Posts Tagged ‘decision’

The perpendicular Universe choices

Life puts you in places. In situations you have no control over. In limelight at times, where your say would eventually wrap things up. In moments, when the world will wait for you. For your first step in a direction conceived in your head. For they have a walk in their legs too, but they are impatient to follow yours. Where you are the vanguard. You are the leader. Your word is the word.

At such an hour, you can’t afford to fumble. You just can’t freeze. It is at those junctures you look at the crowd in the dark, holding their breath, counting on you, and you wonder, “What if I mess it up?” What if I screw their lives?” The world depends on you. People look up to you. With so many piercing eyes of hope, you are bound to dwindle.

Take a deep breath and just dive. You don’t know where it will take you. You don’t know how deep it will push you, and you might fall and fall and fall. But remember it was all yours – The decision to take that plunge. So take responsibility, and steer things in the right direction.

You gotta do it. Take a shot! Unflinchingly. Stand true by the plan your head cooked up in the first place, and stick to it.

Don’t look back! Don’t ever regret! In the far off future, if you get a chance to introspect, don’t ever think about the other option. Don’t even spend a thought on the road you left intact. Just say: “That was it! And I took it.”

It is the right way to live, and abate dispensable worries. You see, things like regrets always pull you down. They have hooks that are forever attached to you. With every decision you make, your fidgeting gives birth to another. As you move forward it will only slow you down. You will be compelled to wade with all your might, and it will be hard to make it, with all the weight pulling you down.

Forget options like they were ever there and you might end up loving yourself even more.

My words are precious. I don’t wish to waste my words on someone I am willing to forget.

That being said, I wouldn’t bring people who don’t matter to me into the picture ever. (Like I ever did……wait, what? I would do that subtly many times but I wouldn’t pin point them, right? right?)

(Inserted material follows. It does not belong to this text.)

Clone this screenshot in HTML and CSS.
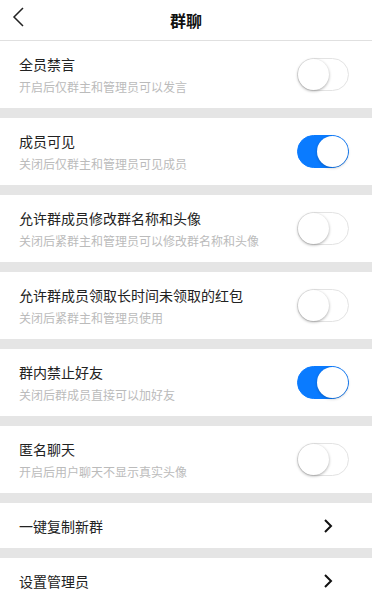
FILE: index.html
```html
<!DOCTYPE html>
<html lang="zh">
<head>
    <meta charset="UTF-8">
    <meta name="viewport" content="width=device-width, initial-scale=1.0">
    <title>群聊</title>
    <link rel="stylesheet" href="styles.css">
</head>
<body>
    <div class="header">
        <a class="back" href="#">
            <svg width="12" height="20" viewBox="0 0 12 20"><path d="M11 1 L2 10 L11 19" fill="none" stroke="#222" stroke-width="1.5"/></svg>
        </a>
        <h1>群聊</h1>
    </div>

    <div class="section">
        <div class="row">
            <div class="text">
                <div class="title">全员禁言</div>
                <div class="desc">开启后仅群主和管理员可以发言</div>
            </div>
            <div class="switch"></div>
        </div>
    </div>

    <div class="section">
        <div class="row">
            <div class="text">
                <div class="title">成员可见</div>
                <div class="desc">关闭后仅群主和管理员可见成员</div>
            </div>
            <div class="switch on"></div>
        </div>
    </div>

    <div class="section">
        <div class="row">
            <div class="text">
                <div class="title">允许群成员修改群名称和头像</div>
                <div class="desc">关闭后紧群主和管理员可以修改群名称和头像</div>
            </div>
            <div class="switch"></div>
        </div>
    </div>

    <div class="section">
        <div class="row">
            <div class="text">
                <div class="title">允许群成员领取长时间未领取的红包</div>
                <div class="desc">关闭后紧群主和管理员使用</div>
            </div>
            <div class="switch"></div>
        </div>
    </div>

    <div class="section">
        <div class="row">
            <div class="text">
                <div class="title">群内禁止好友</div>
                <div class="desc">关闭后群成员直接可以加好友</div>
            </div>
            <div class="switch on"></div>
        </div>
    </div>

    <div class="section">
        <div class="row">
            <div class="text">
                <div class="title">匿名聊天</div>
                <div class="desc">开启后用户聊天不显示真实头像</div>
            </div>
            <div class="switch"></div>
        </div>
    </div>

    <div class="section">
        <a class="link-row" href="#">
            <span class="title">一键复制新群</span>
            <svg class="arrow" width="10" height="14" viewBox="0 0 10 14"><path d="M2 1 L8 7 L2 13" fill="none" stroke="#111" stroke-width="2"/></svg>
        </a>
    </div>

    <div class="section last">
        <a class="link-row" href="#">
            <span class="title">设置管理员</span>
            <svg class="arrow" width="10" height="14" viewBox="0 0 10 14"><path d="M2 1 L8 7 L2 13" fill="none" stroke="#111" stroke-width="2"/></svg>
        </a>
    </div>
</body>
</html>
```

FILE: styles.css
```css
body {
    font-family: "Noto Sans CJK SC", "Noto Sans", sans-serif;
    background: #e5e5e5;
    color: #222;
    margin: 0;
}
.header {
    height: 40px;
    background: #fff;
    border-bottom: 1px solid #e0e0e0;
    display: flex;
    align-items: center;
    justify-content: center;
    position: relative;
}
.header h1 {
    margin: 0;
    font-size: 16px;
    font-weight: bold;
    color: #111;
}
.back {
    position: absolute;
    left: 12px;
    top: 7px;
    display: flex;
}
.section {
    background: #fff;
    margin-bottom: 10px;
}
.section.last {
    margin-bottom: 0;
    padding-bottom: 20px;
}
.row {
    height: 67px;
    display: flex;
    align-items: center;
    justify-content: space-between;
    padding: 0 23px 0 19px;
}
.title {
    font-size: 14px;
    line-height: 20px;
    color: #222;
}
.desc {
    font-size: 12px;
    line-height: 16px;
    color: #bbb;
    margin-top: 5px;
}
.switch {
    width: 50px;
    height: 31px;
    border: 1px solid #e3e3e3;
    border-radius: 17px;
    background: #fff;
    position: relative;
    flex-shrink: 0;
}
.switch::after {
    content: "";
    position: absolute;
    left: 0;
    top: 0;
    width: 31px;
    height: 31px;
    border-radius: 50%;
    background: #fff;
    box-shadow: 0 1px 3px rgba(0, 0, 0, 0.35);
}
.switch.on {
    background: #0a7bff;
    border-color: #0a7bff;
}
.switch.on::after {
    left: 19px;
    box-shadow: 0 1px 3px rgba(0, 0, 0, 0.25);
}
.link-row {
    height: 45px;
    display: flex;
    align-items: center;
    justify-content: space-between;
    padding: 0 39px 0 19px;
    text-decoration: none;
}
.arrow {
    display: block;
}
```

I would love to do an introspection every now and then. It would help me realize what changes I went through over a span. Today when I peruse myself carefully, I am stupefied to find out the result. I am a changed man. I have changed horribly, to the extent that I don’t recognize myself anymore.

Few days ago, I was blunt, carefree and awesome. Now I hate myself. People hate me for what I have become and it is all justified. I wish I could change that. I have been roped into an image I used to abominate.

I had self-respect. Now I have none. Nowadays I take it. Earlier I had this ‘Fuck-the-World’ attitude. Now I have become less reckless. I have started caring for people more. I don’t want that though. It binds me in a cuff and smothers me every minute.

Sometimes people do that to you. Sometimes circumstances. My case isn’t the latter. I have been manipulated by my brain gazillions of times. My heart supplements that bastard. I comply like a robot even if there is one percent chance of a happy ending. I relate to Ted Mosby, of How I Met your Mother, a lot in that department. In the process, I have hurt myself a thousand times.

I would always end up trying to satiate my heart. I am so delicate in that area. It seems I have a hole there, waiting to be filled by a serum only my other half retains. The pain is so acute, that it makes me desperate for the real ‘her’. In acts of desperation, I end up making formidable moves and taking wrong decisions.

The reason I allow myself to be manipulated is exactly what this maxim paints – “Things you do for love“. Then again, I realize, and I am well aware of, my reluctance to hurt a living thing. I could be blunt, arrogant and carefree once again. But the question is, at what cost?

I appreciate things around me. I concentrate on the good. I overlook patches. This helps me perceive beauty in everything. I would rather be happy with a glass half full than waste my time sulking about its emptiness. The precise reason why I fall in love with good qualities and overlook bitterness. But unfortunately people take my love as my weakness and exploit me like a slave, whilst I obey considering them my masters. Upsetting them would mean losing them. I don’t like that. I wouldn’t want that. But if I don’t, then I wouldn’t be free.

I have to take a stand now. I have to take chances. I have to trust my guts and do what is best for me. For once, I have to be selfish. If I don’t, I would be taken for granted.

I have downgraded myself so much today that I have to look up from this pit, I am in. I wish, for once I shut down my emotional warehouse and take flat decisions. Decisions that are going to hurt people, and me of course, yet effective enough to save lives in the process.

I am way over my past. I am glad about that. Yet I haven’t forgotten her completely. I wouldn’t want her to fade ever. I am well aware that we are together somewhere in a parallel universe. That feeling is beautiful. Those special moments we spent together in this life, I lived all of ‘that’, just like she did, and I am a proud owner of my memories. No one can change that. Not even you, my readers! Your trial would be my denial.

Some might say, I am in love with the idea of love as Karen, Hank Moody’s wife in Californication quoted. Even I would feel helpless explaining that, just like Hank felt, to a person who doesn’t comprehend love at all. I am glad I have been blessed with the ability to sense, feel and love. It escalates me to a level, safe and sound, and of course, well above the ’emotionless’.